Copy each line that has the string "components" somewhere in it.
— START —
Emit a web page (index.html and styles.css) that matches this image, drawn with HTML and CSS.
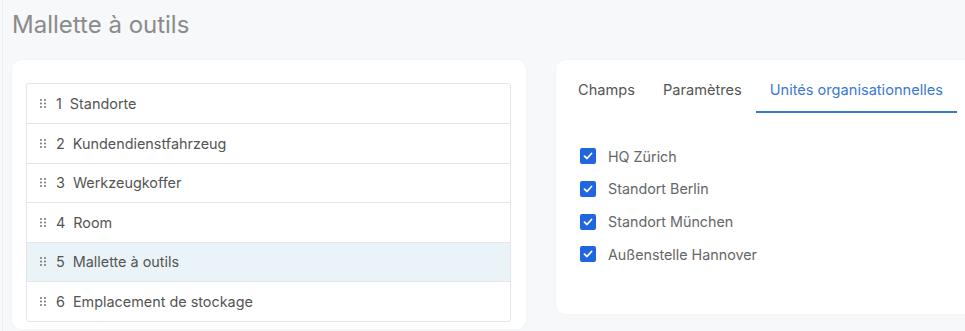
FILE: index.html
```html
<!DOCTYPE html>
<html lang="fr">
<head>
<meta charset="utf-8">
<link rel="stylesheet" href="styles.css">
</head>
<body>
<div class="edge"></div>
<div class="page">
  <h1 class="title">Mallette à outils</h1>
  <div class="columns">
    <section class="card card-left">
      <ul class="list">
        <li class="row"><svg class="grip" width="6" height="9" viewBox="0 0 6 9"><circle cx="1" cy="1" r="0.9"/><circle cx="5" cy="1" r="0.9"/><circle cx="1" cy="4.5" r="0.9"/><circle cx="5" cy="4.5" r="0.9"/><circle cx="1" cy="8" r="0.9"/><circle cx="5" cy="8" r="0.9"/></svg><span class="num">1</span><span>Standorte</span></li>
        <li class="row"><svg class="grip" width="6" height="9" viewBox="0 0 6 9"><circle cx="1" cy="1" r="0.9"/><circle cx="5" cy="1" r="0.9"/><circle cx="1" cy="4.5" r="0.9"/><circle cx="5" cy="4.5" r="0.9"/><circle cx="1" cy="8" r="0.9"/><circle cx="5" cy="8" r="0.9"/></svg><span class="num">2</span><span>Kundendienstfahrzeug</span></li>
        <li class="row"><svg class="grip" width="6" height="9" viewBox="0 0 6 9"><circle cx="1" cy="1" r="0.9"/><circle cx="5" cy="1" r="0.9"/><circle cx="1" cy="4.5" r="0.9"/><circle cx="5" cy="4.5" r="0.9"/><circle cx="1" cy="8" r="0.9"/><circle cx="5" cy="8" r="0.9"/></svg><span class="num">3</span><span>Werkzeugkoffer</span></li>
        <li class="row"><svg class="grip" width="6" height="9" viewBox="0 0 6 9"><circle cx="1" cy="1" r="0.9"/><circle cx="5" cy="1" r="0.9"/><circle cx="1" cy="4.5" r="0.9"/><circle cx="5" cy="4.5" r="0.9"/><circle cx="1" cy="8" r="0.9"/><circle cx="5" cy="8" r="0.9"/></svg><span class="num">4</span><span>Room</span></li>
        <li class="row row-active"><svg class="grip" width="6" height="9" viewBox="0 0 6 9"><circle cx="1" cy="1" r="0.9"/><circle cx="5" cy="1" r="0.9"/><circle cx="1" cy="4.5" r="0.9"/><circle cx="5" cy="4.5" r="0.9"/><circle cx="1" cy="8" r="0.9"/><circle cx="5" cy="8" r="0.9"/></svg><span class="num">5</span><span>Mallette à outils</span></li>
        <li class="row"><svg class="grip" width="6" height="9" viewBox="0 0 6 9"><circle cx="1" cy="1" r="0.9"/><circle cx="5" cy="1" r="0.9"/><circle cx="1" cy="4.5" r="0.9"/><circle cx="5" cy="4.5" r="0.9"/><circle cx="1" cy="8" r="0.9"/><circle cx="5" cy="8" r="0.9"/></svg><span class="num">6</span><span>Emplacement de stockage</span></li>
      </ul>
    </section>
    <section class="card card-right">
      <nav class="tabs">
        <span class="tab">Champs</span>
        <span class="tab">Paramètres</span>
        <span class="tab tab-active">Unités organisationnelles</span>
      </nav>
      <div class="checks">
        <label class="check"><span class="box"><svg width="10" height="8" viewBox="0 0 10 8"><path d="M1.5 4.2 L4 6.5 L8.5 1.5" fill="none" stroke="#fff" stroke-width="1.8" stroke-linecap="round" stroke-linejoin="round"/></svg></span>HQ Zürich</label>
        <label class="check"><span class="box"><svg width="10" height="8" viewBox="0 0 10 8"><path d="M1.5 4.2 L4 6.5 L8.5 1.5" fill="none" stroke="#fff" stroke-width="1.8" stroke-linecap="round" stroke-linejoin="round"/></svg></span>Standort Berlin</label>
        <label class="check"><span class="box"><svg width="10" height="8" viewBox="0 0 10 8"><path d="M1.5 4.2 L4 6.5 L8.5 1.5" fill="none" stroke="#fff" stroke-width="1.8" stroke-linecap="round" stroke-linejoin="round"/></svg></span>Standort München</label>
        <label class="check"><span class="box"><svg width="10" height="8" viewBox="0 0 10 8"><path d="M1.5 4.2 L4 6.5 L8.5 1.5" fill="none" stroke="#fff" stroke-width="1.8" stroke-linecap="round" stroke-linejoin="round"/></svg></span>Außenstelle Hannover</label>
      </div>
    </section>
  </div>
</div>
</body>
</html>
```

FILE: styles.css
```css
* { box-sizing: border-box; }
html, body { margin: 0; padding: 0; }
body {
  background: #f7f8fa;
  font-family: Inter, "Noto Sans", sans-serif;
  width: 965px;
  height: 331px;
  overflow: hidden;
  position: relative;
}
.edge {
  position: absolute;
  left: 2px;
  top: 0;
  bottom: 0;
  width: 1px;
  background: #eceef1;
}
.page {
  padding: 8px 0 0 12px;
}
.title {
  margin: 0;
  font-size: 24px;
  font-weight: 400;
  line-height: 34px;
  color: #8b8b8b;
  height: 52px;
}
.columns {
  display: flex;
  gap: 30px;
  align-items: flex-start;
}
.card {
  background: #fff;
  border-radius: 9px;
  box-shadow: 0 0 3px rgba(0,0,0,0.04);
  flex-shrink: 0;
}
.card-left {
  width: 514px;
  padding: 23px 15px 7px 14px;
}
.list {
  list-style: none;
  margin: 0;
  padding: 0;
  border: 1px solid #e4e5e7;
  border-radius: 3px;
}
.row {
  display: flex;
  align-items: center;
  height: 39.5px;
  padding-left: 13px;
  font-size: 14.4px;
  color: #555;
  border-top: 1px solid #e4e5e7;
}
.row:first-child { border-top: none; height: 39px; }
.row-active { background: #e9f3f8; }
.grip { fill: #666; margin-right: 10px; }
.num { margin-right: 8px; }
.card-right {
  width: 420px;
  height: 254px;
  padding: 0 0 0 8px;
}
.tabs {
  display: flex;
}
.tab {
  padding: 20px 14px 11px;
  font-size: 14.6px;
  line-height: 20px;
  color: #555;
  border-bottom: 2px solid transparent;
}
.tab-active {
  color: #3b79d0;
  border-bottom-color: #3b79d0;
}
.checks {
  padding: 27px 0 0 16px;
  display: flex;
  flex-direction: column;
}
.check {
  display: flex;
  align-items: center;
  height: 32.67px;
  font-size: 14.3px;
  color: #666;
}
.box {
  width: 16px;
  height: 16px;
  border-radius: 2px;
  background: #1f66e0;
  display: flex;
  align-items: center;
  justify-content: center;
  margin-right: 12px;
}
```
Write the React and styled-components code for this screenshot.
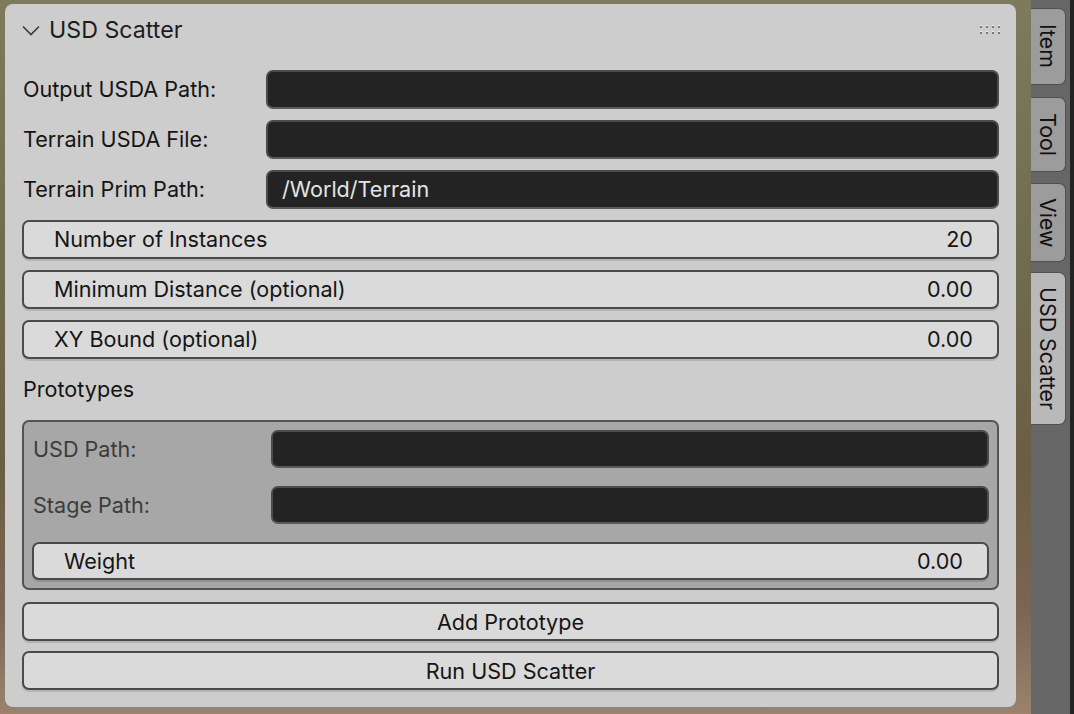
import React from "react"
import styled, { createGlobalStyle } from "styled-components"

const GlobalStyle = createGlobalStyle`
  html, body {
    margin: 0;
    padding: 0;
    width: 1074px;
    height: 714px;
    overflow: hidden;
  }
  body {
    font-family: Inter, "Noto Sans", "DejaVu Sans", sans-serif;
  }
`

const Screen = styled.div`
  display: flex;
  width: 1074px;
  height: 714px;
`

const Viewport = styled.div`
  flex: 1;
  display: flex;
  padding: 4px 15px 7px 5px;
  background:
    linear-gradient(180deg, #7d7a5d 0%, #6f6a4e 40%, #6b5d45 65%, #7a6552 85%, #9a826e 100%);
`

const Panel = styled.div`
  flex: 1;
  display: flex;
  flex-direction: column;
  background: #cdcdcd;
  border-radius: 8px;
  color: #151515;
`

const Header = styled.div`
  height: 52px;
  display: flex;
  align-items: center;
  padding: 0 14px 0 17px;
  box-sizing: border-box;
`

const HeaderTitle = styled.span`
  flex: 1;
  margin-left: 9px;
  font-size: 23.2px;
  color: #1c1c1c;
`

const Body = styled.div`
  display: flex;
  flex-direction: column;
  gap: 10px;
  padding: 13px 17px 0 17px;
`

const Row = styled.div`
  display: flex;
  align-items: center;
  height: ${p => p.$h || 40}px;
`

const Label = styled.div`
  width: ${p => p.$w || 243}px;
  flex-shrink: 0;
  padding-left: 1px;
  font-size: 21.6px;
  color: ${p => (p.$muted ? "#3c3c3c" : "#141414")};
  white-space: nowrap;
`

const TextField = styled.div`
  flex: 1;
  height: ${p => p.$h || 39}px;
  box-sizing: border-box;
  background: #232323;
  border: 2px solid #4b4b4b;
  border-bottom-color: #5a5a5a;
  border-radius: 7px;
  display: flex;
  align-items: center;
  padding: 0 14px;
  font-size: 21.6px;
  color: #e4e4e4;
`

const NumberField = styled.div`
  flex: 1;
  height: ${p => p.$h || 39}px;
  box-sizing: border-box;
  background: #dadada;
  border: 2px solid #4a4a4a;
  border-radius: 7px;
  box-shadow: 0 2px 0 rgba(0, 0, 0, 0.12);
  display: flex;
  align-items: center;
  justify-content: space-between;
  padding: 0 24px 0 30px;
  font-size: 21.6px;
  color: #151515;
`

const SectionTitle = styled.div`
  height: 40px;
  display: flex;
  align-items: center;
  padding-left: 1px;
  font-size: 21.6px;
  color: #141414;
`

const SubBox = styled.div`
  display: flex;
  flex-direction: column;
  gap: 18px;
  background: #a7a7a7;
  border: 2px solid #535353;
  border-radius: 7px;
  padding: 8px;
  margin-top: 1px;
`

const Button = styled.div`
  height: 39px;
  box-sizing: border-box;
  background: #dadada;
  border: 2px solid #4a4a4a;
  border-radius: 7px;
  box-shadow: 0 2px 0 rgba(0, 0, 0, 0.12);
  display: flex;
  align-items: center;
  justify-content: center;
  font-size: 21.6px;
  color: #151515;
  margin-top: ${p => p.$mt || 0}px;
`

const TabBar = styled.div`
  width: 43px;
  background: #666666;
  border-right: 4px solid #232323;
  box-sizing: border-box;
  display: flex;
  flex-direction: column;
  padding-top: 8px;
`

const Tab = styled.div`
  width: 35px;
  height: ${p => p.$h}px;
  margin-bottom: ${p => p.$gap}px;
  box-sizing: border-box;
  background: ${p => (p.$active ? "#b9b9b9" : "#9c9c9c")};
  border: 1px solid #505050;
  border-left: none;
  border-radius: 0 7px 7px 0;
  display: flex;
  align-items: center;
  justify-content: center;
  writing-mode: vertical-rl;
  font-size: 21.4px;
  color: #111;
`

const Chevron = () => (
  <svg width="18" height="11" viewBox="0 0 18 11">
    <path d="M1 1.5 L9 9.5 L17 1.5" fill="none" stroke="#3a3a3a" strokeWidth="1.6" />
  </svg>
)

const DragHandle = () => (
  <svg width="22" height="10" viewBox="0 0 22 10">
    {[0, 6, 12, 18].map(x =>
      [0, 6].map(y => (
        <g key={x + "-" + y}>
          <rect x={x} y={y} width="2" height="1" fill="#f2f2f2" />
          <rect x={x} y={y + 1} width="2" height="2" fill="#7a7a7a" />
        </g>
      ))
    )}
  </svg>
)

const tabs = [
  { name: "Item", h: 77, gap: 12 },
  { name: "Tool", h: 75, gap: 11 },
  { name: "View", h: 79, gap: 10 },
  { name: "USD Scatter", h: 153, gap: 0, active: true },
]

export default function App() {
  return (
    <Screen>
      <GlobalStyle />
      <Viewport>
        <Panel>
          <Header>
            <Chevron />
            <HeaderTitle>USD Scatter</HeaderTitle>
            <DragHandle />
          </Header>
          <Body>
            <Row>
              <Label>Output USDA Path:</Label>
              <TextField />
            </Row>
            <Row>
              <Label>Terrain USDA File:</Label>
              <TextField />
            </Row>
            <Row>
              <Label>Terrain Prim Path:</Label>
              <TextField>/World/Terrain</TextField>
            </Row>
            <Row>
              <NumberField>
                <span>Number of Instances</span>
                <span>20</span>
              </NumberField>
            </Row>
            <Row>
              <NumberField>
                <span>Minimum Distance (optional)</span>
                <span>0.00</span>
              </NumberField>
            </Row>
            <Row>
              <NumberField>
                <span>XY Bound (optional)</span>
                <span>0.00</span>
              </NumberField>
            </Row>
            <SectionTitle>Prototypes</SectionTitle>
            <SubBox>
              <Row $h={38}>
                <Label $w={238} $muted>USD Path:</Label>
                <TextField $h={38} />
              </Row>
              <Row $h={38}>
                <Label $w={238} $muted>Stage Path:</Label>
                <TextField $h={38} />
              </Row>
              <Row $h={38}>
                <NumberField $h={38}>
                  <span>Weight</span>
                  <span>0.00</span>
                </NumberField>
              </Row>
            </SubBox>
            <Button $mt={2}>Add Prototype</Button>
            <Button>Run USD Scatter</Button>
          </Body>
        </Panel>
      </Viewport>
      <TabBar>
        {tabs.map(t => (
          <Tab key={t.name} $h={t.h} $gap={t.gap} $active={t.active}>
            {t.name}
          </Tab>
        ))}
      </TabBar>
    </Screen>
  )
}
— END —
### Response to this exercise
Write the React and styled-components code for this screenshot.
import styled, { createGlobalStyle } from "styled-components"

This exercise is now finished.